[STORED RECORDS start]

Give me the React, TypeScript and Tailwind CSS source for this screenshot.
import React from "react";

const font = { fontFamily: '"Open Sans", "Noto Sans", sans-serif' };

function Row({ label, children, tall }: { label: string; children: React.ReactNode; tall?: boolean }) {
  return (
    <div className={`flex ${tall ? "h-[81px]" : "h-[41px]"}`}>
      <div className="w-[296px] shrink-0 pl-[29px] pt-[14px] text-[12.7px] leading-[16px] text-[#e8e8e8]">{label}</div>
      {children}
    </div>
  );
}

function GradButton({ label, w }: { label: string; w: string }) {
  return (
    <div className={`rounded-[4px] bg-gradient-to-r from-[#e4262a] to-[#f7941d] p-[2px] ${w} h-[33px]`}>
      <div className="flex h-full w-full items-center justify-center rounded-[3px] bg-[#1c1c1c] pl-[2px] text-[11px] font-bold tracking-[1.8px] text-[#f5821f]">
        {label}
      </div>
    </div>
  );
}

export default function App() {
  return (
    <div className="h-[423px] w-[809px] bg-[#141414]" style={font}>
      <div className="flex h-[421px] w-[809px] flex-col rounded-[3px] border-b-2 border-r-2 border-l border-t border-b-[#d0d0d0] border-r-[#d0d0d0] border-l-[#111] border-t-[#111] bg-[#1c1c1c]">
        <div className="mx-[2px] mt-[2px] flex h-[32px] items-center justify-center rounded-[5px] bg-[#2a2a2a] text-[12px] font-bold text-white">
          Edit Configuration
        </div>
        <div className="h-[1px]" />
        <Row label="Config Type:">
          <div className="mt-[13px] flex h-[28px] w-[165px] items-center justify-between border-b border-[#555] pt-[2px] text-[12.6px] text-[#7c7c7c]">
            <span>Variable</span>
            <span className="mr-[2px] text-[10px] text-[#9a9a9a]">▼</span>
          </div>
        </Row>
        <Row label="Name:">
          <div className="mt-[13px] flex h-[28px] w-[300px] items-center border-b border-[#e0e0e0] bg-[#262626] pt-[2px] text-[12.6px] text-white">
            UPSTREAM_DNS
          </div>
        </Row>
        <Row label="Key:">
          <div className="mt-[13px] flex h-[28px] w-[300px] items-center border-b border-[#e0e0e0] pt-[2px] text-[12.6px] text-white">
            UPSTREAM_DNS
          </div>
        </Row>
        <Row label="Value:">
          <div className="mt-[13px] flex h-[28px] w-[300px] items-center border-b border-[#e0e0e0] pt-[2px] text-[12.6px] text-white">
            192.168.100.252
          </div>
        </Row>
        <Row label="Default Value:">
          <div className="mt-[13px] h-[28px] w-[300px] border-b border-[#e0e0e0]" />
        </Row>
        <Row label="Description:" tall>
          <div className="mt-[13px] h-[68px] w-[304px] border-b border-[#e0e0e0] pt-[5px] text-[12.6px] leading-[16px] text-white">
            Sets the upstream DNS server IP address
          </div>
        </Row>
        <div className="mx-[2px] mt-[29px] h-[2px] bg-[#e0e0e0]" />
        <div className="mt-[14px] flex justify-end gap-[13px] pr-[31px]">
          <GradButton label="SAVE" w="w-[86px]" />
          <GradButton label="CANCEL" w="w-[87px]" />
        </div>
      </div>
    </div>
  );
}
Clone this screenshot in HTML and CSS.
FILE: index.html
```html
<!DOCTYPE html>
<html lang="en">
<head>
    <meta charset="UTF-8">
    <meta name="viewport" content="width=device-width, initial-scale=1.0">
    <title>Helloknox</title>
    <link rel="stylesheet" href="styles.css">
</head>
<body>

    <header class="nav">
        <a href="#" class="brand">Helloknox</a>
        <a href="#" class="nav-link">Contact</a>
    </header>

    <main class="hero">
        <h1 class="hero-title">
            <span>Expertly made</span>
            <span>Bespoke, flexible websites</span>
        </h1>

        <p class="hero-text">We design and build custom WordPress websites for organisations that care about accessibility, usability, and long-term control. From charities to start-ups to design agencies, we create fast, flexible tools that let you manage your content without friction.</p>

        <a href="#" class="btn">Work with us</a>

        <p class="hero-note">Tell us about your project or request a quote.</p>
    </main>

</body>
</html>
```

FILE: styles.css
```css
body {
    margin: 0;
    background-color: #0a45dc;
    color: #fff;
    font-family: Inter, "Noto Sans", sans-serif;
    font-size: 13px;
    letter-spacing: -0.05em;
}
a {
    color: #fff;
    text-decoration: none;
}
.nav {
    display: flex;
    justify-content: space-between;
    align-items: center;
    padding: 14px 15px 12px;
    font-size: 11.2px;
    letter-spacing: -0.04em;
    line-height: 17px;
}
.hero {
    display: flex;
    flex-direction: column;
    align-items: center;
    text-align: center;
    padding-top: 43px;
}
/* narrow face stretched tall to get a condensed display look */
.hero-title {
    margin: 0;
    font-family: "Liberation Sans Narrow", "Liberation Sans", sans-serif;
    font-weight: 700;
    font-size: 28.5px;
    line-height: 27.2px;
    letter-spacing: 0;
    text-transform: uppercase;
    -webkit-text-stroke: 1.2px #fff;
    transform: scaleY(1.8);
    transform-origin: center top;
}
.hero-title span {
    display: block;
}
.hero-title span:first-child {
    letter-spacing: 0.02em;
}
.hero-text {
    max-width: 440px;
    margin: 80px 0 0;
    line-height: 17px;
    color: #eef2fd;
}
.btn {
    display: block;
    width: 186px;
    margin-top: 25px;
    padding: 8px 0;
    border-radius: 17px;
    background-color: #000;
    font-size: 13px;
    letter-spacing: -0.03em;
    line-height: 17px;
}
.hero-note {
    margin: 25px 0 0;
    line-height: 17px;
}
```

[STORED RECORDS end]
[STORED RECORDS start]

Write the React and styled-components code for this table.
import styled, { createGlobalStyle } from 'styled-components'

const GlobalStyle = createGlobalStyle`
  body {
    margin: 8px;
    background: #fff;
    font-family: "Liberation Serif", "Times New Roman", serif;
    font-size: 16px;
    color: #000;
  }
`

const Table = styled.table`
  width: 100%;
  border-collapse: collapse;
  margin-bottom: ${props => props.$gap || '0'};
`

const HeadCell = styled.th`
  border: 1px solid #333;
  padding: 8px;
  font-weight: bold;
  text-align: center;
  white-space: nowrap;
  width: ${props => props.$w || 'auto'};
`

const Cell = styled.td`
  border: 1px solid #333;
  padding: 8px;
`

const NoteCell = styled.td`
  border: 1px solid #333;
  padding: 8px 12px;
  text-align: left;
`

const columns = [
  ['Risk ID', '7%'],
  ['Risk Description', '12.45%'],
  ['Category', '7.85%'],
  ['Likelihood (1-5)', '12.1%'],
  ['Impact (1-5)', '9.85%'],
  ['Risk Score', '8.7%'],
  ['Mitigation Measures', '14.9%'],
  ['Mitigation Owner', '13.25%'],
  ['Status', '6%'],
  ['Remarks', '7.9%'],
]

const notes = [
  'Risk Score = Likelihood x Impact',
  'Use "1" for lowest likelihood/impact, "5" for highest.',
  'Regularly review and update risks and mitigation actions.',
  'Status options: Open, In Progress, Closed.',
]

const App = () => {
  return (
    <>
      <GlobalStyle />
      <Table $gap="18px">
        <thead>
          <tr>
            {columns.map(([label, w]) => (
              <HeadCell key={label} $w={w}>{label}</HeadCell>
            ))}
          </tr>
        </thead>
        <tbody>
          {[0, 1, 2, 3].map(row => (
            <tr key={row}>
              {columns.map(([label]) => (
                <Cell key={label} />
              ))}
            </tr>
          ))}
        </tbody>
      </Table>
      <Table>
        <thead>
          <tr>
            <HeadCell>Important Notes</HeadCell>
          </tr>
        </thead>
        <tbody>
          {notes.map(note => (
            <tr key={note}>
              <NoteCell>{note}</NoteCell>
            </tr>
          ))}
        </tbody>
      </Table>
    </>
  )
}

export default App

[STORED RECORDS end]
[STORED RECORDS start]

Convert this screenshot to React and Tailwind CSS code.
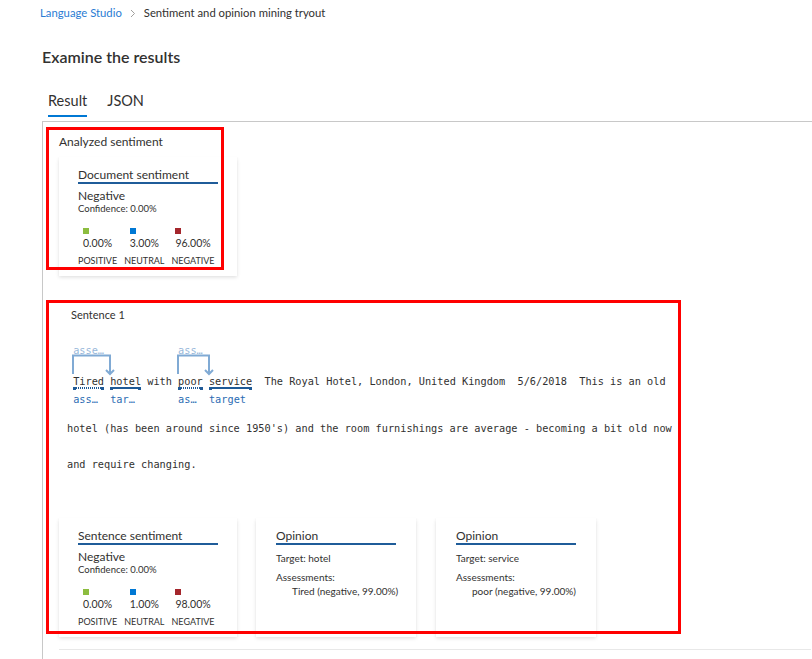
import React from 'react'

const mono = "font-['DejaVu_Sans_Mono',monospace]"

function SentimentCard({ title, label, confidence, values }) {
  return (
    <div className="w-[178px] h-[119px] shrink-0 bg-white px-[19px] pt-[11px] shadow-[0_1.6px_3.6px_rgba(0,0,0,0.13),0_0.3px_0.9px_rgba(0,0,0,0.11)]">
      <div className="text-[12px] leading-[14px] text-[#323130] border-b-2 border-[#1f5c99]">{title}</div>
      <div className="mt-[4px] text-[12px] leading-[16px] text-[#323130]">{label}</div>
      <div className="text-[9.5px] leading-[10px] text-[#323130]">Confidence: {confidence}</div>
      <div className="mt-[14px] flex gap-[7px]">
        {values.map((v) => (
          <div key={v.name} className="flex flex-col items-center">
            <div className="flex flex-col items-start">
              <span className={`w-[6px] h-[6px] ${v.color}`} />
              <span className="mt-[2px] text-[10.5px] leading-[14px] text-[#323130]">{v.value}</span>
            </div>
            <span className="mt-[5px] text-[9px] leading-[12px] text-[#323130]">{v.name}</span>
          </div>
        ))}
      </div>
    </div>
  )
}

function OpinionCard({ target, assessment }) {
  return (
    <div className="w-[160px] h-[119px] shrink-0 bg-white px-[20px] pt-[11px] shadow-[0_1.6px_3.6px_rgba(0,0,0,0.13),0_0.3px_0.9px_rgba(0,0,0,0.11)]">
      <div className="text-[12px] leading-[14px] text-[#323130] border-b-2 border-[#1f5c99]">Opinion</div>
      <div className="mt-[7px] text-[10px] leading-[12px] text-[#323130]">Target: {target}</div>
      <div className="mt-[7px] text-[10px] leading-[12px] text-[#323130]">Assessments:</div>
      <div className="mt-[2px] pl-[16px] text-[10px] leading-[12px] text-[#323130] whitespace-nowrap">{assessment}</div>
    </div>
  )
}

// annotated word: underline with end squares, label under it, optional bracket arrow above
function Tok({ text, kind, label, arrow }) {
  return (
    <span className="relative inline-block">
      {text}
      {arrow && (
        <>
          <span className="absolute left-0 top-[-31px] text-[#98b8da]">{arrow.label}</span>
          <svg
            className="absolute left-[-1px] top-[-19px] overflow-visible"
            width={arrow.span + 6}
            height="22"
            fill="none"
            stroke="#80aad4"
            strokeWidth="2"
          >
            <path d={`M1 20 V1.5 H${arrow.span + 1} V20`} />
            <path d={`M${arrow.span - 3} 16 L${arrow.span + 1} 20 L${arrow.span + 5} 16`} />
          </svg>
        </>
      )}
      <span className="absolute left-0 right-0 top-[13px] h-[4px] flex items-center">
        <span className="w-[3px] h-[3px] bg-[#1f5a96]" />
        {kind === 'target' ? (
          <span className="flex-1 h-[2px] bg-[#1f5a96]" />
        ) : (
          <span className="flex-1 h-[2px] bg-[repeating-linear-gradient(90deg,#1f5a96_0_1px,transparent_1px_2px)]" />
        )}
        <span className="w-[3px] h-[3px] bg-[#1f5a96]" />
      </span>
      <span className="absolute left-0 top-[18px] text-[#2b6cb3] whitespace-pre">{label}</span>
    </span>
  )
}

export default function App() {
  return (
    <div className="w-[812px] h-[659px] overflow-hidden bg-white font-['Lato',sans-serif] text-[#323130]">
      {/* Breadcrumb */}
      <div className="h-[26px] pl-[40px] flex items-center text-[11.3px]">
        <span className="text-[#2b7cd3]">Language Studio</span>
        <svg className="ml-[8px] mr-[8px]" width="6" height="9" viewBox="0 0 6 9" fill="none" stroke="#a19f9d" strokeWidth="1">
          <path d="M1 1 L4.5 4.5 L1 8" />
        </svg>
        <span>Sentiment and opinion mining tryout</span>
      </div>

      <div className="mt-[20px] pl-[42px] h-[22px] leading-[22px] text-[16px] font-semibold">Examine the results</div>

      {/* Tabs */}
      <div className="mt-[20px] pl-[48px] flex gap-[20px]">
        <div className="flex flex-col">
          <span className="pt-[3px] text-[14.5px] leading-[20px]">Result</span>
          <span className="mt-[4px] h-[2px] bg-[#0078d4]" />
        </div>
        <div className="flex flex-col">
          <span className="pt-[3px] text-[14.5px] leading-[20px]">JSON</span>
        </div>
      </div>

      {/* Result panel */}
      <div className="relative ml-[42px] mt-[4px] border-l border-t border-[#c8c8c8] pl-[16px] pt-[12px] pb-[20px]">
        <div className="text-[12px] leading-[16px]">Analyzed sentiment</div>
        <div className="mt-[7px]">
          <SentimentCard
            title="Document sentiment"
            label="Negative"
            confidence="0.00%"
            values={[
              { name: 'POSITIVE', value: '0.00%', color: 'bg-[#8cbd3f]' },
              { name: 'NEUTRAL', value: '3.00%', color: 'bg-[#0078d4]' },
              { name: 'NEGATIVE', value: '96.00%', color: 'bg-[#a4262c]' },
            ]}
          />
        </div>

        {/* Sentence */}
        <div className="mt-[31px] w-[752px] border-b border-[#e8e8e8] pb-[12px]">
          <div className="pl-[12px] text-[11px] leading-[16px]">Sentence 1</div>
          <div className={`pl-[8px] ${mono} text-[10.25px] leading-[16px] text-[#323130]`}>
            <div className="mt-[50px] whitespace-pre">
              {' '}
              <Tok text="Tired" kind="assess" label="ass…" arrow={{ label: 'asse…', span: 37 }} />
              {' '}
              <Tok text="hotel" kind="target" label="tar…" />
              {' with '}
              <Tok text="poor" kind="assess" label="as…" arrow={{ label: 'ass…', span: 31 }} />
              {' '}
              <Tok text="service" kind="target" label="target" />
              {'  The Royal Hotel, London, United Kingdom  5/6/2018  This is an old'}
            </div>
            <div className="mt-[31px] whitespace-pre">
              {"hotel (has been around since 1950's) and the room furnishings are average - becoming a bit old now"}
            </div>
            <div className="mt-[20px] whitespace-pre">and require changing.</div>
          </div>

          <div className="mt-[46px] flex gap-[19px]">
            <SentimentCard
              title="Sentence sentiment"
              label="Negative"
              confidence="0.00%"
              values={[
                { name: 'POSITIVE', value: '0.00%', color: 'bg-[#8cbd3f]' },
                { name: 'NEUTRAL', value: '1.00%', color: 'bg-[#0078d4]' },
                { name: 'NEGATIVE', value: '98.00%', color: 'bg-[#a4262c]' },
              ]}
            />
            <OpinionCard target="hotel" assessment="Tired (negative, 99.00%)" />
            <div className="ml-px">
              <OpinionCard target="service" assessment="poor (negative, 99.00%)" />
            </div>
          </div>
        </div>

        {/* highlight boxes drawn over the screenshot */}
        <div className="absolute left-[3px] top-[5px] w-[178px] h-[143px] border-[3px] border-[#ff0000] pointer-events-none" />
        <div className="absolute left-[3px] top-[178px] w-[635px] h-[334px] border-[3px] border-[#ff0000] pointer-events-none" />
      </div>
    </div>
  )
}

[STORED RECORDS end]

TASK PROMPT -
Identify each line in the entries with the word "screenshot" and copy it.

ANSWER TO THIS PROBLEM -
Give me the React, TypeScript and Tailwind CSS source for this screenshot.
Clone this screenshot in HTML and CSS.
Convert this screenshot to React and Tailwind CSS code.
        {/* highlight boxes drawn over the screenshot */}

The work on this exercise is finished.